We do not need the new, targeted teachers and headteachers of tomorrow; we need the basic subject teachers of today, and we are losing them. There are massive gaps in terms of teachers offering foreign languages, for example, across many of our schools. Those subjects are disappearing from the curriculum. The curriculum choice being offered to our pupils is shrinking simply because we do not have the teachers because we do not have the funding to attract them to one of the most expensive counties in the country.
There is no fat left. There is no money left in the reserves. There is virtually no leeway left for our headteachers somehow to juggle these finances. There is an urgent and critical need for the formula change, but also an urgent and critical need to recognise that we have a funding shortfall now and we have to have some help in the form of transitional funding to address that urgent situation now.

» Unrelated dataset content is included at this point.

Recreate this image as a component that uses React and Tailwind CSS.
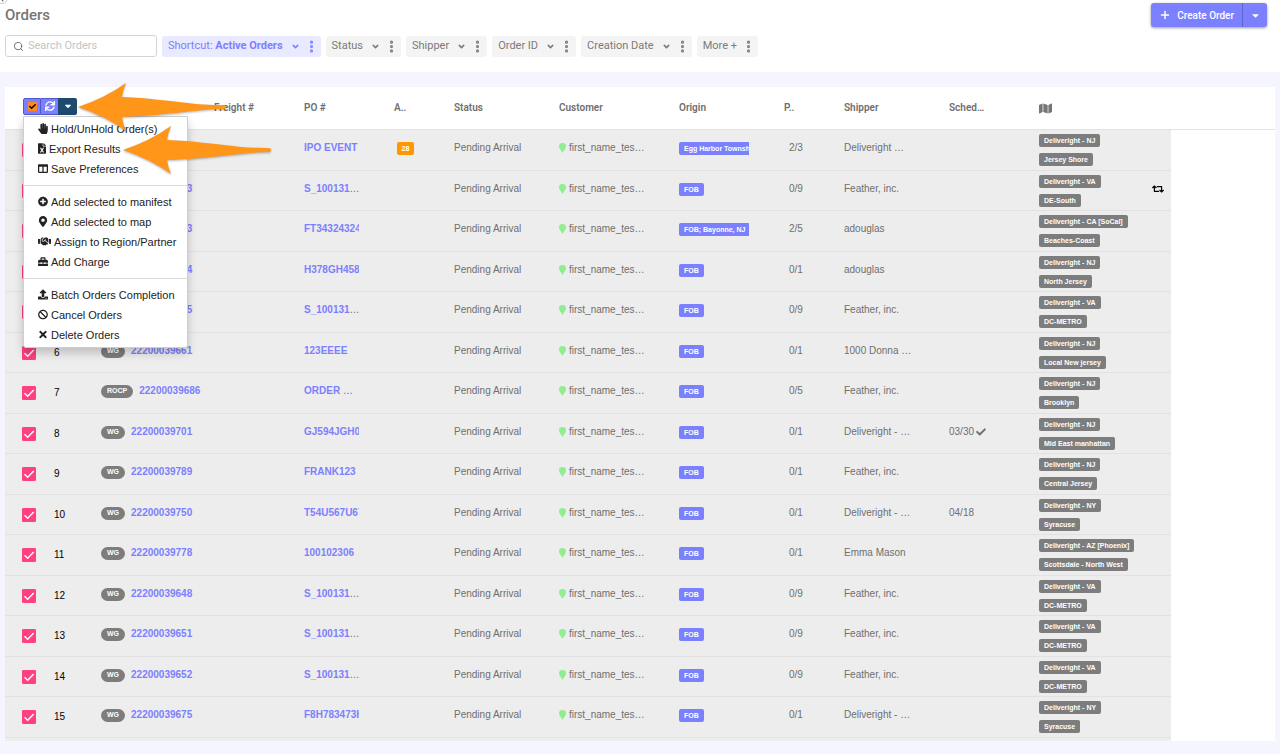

As I said, there is a shortfall of £41 million a year. The additional money that we have had in the past amounts to £930,000—a fraction of the reality of our funding shortfall. Yet again, West Sussex loses out. We lose out on central Government spend for the infrastructure in the county, yet our county is a large payer of taxes to central revenue. It is just not fair that our schoolchildren should lose out now and their whole future be compromised because we have an unfair funding formula that will still take several years to resolve and in the meantime is inflicting potentially huge damage on the life chances of our young people.
I hope that the Government will look again at the possibility of funding the shortfall with a transitional relief package. It is very hard for us as constituency MPs to support the Government’s programme on things such as grammar schools, with which in principle I certainly have a deal of sympathy but which will divert funds when we need those funds now in order to plug gaps in all the schools, of whatever type, across our county. We need the Minister and the Secretary of State to look more sympathetically on a dire situation that will only get worse over the next few years.